Denn Verunreinigungen sind ihm zufolge nicht auszuschließen. Sogenanntes Oberflächenwasser wie dieses werde überwiegend aus Quellen gespeist, die nahe der Erdoberfläche liegen. Eine Reinigung und Filtration durch ausreichend mächtige Boden- und Gesteinsschichten werde daher kaum erreicht, denkbar seien Verunreinigungen durch Tierkadaver oder auch etwa Fäkalien. Und Stefan Kramer, Fachgebietsleiter für Trink- und Badewasser am Gesundheitsamt des Rhein-Neckar-Kreises, erklärt für Brunnen wie diesen: "Das Wasser kann man nicht als Trinkwasser deklarieren, weil es nicht in die Überwachung fällt." Am Willen dazu scheitere es nicht; doch Kontrollen könnten immer nur eine Momentaufnahme darstellen, meint er: weil die Wasserqualität ständigen Schwankungen unterliegt. Bei Niederschlag etwa kann sie sich schnell ändern.

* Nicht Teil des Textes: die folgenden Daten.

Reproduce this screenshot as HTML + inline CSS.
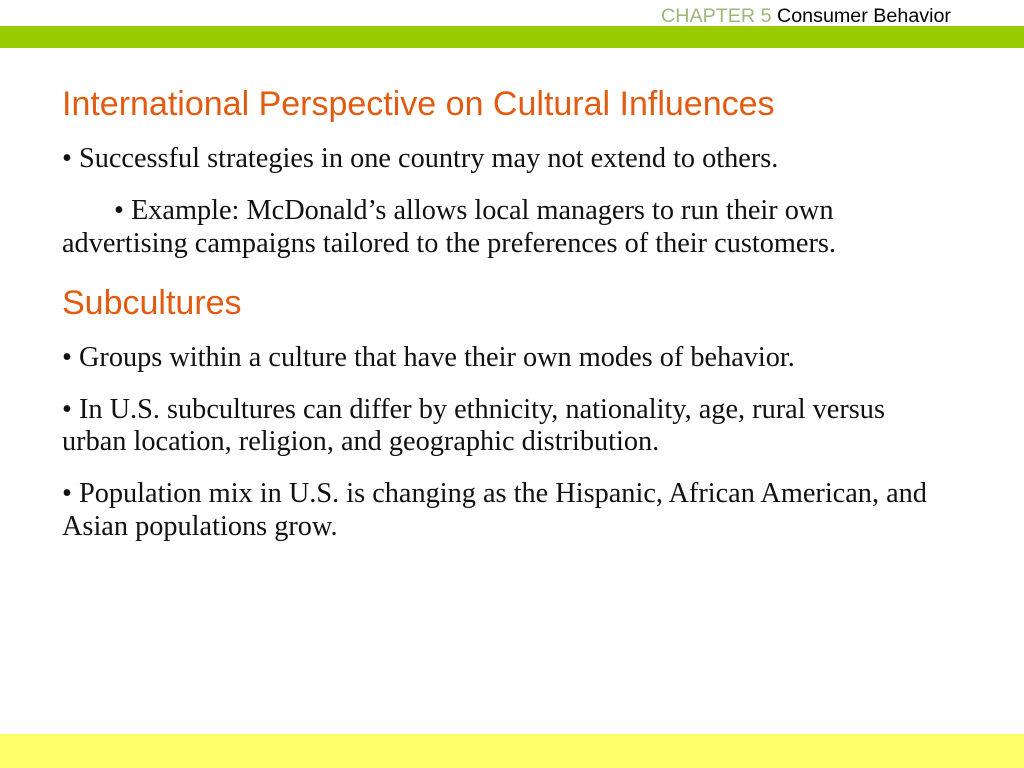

Der gute Geschmack und selbst das Abkochen böten keinen hundertprozentigen Schutz, gibt die Stadtverwaltung zu bedenken. Allerdings ist auch ihr kein Fall bekannt, in dem das Brunnenwasser Erkrankungen nach sich gezogen hätte. Am Brunnen meint ein Mann, man wisse heutzutage eh nicht mehr, was gesund ist und was nicht. Er trinke das Wasser seit vielen Jahren, stets gehe es ihm gut. Er kommt wohl sicher wieder – so wie andere auch.